Recorded data |

>>>

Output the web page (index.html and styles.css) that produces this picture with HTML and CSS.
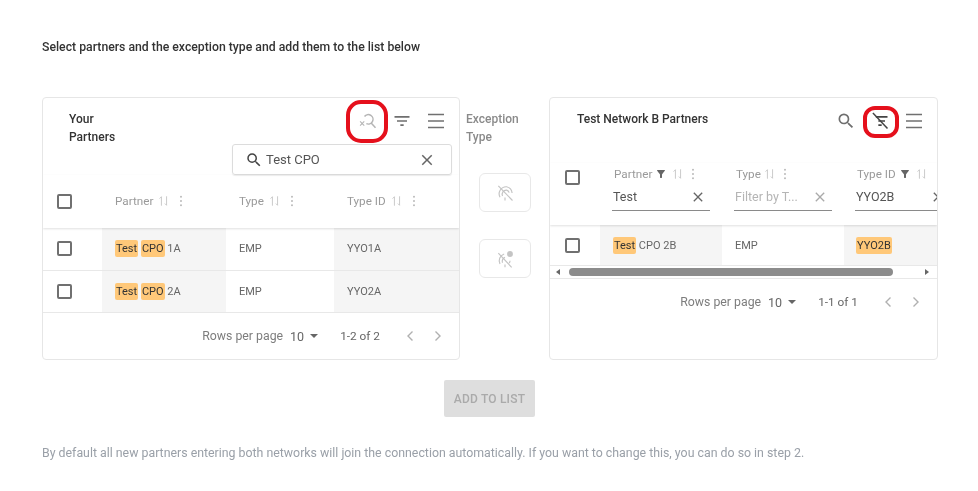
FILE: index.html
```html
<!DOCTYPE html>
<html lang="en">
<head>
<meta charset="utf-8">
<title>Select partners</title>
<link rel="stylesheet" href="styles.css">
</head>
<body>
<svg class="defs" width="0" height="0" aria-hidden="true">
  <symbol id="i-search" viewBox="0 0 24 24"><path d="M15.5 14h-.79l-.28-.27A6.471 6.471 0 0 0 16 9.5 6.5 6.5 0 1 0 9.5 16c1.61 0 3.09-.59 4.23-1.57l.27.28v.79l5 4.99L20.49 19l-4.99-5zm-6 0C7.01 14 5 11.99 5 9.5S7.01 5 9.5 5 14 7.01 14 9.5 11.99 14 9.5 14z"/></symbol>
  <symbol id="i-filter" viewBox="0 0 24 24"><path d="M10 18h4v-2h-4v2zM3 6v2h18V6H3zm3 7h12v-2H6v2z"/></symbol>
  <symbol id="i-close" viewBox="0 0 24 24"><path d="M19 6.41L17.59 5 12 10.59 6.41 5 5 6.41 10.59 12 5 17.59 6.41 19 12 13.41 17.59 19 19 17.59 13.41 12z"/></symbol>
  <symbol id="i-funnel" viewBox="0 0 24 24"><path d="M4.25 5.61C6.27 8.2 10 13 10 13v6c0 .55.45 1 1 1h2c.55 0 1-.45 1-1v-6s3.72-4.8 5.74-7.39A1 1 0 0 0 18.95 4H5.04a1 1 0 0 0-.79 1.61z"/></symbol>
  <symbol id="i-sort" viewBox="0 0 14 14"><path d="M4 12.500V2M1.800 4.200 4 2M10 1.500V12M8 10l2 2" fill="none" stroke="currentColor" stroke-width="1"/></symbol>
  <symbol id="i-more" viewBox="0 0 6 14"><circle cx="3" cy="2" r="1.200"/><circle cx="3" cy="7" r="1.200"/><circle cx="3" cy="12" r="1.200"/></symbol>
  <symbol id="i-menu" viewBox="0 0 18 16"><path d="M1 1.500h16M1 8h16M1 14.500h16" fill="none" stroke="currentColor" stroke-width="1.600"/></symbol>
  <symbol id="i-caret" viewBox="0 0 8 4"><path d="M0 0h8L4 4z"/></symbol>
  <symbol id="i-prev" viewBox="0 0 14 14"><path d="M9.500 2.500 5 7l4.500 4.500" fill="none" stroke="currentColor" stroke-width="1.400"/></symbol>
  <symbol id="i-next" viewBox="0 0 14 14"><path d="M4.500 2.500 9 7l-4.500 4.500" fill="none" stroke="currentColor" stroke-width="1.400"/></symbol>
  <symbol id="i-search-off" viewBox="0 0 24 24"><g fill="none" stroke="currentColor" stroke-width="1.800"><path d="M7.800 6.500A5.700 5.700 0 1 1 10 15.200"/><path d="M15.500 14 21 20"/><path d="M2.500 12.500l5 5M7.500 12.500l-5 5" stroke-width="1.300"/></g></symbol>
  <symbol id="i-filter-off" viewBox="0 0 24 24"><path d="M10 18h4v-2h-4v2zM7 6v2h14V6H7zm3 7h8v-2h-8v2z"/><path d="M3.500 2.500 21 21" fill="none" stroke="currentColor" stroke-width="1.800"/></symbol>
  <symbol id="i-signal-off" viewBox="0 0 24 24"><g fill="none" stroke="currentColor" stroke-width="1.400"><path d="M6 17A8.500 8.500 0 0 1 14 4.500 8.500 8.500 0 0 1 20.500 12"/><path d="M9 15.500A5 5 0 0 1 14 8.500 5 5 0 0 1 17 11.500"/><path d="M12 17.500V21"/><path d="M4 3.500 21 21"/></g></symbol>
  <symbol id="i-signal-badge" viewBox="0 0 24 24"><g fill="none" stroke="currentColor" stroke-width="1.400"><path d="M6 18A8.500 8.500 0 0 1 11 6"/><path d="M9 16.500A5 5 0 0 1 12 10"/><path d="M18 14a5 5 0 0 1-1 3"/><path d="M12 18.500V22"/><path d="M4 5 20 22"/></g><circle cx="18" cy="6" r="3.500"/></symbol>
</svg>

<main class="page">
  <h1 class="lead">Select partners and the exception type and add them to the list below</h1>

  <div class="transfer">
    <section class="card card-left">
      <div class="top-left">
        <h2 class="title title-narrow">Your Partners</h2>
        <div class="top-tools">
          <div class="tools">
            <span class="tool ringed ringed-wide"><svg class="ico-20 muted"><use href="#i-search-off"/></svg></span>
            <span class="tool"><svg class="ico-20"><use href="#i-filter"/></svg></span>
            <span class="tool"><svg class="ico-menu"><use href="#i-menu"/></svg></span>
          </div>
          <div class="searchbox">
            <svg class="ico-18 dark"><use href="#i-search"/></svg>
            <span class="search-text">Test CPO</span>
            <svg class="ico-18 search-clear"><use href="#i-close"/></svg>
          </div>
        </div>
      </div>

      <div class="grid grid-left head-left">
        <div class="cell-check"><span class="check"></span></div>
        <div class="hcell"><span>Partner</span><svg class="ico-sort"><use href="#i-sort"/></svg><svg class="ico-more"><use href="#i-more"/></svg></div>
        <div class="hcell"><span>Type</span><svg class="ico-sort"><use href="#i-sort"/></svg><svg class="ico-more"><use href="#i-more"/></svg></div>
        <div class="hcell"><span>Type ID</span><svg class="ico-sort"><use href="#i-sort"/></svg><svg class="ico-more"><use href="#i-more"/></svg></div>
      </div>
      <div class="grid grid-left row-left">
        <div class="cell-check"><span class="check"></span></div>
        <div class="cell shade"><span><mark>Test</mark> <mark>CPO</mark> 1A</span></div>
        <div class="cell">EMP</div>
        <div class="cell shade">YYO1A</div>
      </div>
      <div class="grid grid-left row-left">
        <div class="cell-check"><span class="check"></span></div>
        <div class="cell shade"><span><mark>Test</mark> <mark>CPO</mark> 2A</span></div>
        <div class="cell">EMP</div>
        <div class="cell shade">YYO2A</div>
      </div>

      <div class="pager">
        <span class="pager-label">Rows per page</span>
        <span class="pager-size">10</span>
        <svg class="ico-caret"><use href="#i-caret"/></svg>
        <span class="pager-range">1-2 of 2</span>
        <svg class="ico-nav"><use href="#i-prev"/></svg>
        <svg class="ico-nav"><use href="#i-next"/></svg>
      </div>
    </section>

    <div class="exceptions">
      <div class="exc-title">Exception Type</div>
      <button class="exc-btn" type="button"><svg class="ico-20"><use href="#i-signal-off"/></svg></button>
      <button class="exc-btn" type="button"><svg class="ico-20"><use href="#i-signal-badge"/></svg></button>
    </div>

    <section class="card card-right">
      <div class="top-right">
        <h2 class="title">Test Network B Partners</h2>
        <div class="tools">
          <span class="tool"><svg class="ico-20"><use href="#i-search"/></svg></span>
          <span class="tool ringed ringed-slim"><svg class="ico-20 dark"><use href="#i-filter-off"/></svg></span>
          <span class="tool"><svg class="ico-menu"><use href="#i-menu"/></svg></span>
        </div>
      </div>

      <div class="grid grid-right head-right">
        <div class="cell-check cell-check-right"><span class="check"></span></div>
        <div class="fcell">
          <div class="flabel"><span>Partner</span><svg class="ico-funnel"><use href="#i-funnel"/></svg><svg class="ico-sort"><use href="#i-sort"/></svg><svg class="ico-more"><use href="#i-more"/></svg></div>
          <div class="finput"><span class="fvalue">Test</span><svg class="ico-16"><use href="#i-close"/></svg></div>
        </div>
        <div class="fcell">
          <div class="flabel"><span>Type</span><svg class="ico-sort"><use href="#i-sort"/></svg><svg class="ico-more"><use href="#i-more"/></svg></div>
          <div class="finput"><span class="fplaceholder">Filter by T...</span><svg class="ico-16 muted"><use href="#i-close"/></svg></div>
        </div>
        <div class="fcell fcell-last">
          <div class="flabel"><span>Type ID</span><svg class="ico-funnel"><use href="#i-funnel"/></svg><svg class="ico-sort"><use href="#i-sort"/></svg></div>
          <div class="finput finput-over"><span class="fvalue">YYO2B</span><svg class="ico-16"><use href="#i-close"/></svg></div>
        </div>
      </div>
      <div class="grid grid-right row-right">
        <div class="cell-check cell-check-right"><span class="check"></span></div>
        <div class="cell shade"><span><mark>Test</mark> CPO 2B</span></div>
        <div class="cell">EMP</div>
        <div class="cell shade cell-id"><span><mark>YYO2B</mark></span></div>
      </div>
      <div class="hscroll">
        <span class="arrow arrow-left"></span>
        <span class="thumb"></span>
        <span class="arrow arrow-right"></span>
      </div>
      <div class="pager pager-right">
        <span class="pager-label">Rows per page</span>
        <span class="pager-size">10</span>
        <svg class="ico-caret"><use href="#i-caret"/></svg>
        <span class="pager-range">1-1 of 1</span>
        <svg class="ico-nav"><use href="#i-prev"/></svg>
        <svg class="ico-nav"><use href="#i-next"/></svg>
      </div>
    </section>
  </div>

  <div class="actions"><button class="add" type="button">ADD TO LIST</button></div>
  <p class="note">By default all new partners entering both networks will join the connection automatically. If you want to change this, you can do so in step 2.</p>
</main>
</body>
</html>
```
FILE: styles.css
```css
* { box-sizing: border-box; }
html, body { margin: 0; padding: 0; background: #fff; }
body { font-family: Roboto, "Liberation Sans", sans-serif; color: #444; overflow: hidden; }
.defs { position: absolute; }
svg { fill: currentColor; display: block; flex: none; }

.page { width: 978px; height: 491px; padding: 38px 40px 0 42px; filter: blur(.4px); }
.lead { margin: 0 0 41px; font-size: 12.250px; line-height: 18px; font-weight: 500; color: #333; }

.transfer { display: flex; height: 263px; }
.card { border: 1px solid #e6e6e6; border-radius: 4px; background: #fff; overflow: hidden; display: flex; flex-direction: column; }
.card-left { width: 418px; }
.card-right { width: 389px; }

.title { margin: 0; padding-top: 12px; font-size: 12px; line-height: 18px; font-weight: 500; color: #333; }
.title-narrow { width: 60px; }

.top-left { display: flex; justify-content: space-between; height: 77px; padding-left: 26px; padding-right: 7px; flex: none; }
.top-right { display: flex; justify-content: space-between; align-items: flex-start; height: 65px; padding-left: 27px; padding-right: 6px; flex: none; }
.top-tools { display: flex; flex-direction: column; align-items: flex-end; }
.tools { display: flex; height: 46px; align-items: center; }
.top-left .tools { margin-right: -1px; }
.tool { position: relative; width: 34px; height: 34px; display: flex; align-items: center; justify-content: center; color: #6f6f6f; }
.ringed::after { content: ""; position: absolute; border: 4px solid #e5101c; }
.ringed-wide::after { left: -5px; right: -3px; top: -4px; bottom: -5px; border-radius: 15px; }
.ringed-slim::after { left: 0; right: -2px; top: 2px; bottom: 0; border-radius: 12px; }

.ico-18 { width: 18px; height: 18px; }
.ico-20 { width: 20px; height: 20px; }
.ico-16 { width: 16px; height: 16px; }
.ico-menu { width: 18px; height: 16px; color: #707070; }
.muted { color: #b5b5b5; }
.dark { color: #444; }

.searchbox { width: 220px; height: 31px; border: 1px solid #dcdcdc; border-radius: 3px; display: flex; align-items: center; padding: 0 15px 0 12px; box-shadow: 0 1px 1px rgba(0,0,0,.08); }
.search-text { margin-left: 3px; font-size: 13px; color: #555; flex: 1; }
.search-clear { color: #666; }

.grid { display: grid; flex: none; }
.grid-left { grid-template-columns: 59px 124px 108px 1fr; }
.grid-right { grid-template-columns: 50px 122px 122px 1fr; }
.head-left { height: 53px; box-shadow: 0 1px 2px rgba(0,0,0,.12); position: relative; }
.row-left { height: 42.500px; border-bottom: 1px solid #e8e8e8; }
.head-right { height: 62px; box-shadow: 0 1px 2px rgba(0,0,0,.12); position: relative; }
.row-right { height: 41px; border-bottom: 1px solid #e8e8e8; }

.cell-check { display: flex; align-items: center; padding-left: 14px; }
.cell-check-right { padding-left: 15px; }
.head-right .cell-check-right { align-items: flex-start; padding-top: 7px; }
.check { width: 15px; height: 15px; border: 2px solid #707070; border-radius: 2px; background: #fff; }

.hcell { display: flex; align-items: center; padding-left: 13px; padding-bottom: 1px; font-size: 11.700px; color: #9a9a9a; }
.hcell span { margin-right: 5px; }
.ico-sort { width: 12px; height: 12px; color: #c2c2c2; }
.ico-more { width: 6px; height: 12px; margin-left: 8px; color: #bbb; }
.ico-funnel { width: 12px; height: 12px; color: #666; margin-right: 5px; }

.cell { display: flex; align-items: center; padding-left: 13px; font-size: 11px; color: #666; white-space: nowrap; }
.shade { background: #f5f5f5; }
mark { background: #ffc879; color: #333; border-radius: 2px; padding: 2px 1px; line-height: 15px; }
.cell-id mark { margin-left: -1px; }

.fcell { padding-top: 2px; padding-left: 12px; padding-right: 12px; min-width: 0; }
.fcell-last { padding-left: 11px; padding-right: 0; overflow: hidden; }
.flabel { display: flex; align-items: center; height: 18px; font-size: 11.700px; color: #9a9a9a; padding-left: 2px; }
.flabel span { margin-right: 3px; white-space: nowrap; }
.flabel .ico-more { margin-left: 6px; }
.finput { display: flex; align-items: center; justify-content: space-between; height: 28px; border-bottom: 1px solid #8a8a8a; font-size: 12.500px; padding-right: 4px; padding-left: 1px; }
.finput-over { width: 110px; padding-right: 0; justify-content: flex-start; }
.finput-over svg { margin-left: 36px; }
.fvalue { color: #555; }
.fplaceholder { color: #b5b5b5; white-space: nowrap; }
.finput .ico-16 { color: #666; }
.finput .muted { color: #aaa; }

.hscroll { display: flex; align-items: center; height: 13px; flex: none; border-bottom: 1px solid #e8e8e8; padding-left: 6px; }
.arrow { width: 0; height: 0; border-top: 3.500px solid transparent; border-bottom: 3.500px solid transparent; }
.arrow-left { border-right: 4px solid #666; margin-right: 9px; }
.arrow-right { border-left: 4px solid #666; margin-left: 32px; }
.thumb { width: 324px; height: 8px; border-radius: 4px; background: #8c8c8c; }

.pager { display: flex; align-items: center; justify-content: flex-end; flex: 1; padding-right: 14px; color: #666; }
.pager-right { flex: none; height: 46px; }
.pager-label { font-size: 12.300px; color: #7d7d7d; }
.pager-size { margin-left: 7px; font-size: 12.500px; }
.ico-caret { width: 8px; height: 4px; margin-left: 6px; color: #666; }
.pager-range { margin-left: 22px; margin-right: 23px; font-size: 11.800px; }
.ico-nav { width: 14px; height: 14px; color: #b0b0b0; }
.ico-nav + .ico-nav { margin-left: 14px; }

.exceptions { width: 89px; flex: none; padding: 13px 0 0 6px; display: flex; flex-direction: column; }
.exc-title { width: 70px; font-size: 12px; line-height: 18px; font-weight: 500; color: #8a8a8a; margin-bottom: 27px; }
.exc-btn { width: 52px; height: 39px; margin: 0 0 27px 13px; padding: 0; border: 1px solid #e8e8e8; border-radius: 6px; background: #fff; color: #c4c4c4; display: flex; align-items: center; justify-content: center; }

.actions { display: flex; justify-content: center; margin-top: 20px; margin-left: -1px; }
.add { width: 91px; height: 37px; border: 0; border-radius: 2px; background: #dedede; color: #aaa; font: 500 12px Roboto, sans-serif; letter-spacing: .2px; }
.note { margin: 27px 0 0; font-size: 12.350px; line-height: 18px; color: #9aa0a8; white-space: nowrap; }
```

<<<

Instructions to follow | List all lines in the material containing the string "index".

The answer |
Output the web page (index.html and styles.css) that produces this picture with HTML and CSS.
FILE: index.html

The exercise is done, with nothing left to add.